As conversations about bias in health care reach new heights amid the COVID-19 pandemic, a new course at the University of Alabama at Birmingham School of Medicine is hoping to combat the scourge with an unlikely tool: famous artworks.
The school has launched a new course in collaboration with the university’s Abroms-Engel Institute for Visual Arts and the Birmingham Civil Rights Institute that tasks junior- and senior-level med students with analyzing works of art by figures including Michelangelo, Paul van Somer, and Sir Luke Fildes. The goal is to teach them to look before they jump to conclusions, becoming mindful of assumptions they make based on race, class, or previous knowledge.
“Art gives the majority of medical students something that is outside of their personal and perhaps cultural educational experience…and allows them to learn strategies for observation in something that is familiar, which is the clinical exam room,” Stephen Russell, an associate professor of internal medicine and pediatrics who developed the course, tells Artnet News.
“In those settings, they’re so used to trying to get at the diagnosis that they forget that what we really want is just description,” he adds.

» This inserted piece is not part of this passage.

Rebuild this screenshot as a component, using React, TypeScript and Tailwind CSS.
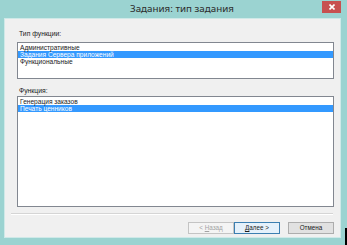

What might this philosophy look like in practice? Russell points to Mary Cassatt’s Girl in the Garden (1880–82), a portrait of a woman sewing in a verdant landscape. “Cassatt simply painted what she saw and she was a really acute and accurate observer,” he says. As it turns out, she painted a woman who, Russell says, had rheumatoid arthritis.
“While Mary Cassatt probably didn’t know much about rheumatoid arthritis, in that particular picture she painted someone who we can, from a distance of 140 years, tell had that,” he says.
“Prescribing Art: How Observation Enhances Medicine” is an updated version of a previous course first launched by Russell at the university in 2011.
While the original class (which was itself based on a seminar created at Yale) also sought to improve students’ observation skills through artistic analysis, this year’s version was expanded to focus specifically on biases and what Russell calls the “tolerance of ambiguity.”
A 1989 “Wild West” picture by photographer David Levinthal, which depicts miniature toy cowboys in a cinematic shootout, generated numerous assumptions from the students, says Russell—the roles of the two gun-wielding figures, the setting of the scene. The biggest takeaway, though, wasn’t what the photo told them; it was its sense of irresolvability and the mystery of Levinthal’s intention. The picture can help doctors internalize the fact that some things are impossible to determine conclusively.
“Because in the midst of COVID-19, there’s so much that we want to know but so much that we don’t know,” Russell explains. “The pandemic has taught us that you have to move forward when the answer is not fully known.”
The class recently wrapped up its first term, which was conducted over Zoom, and will be held again in the fall semester.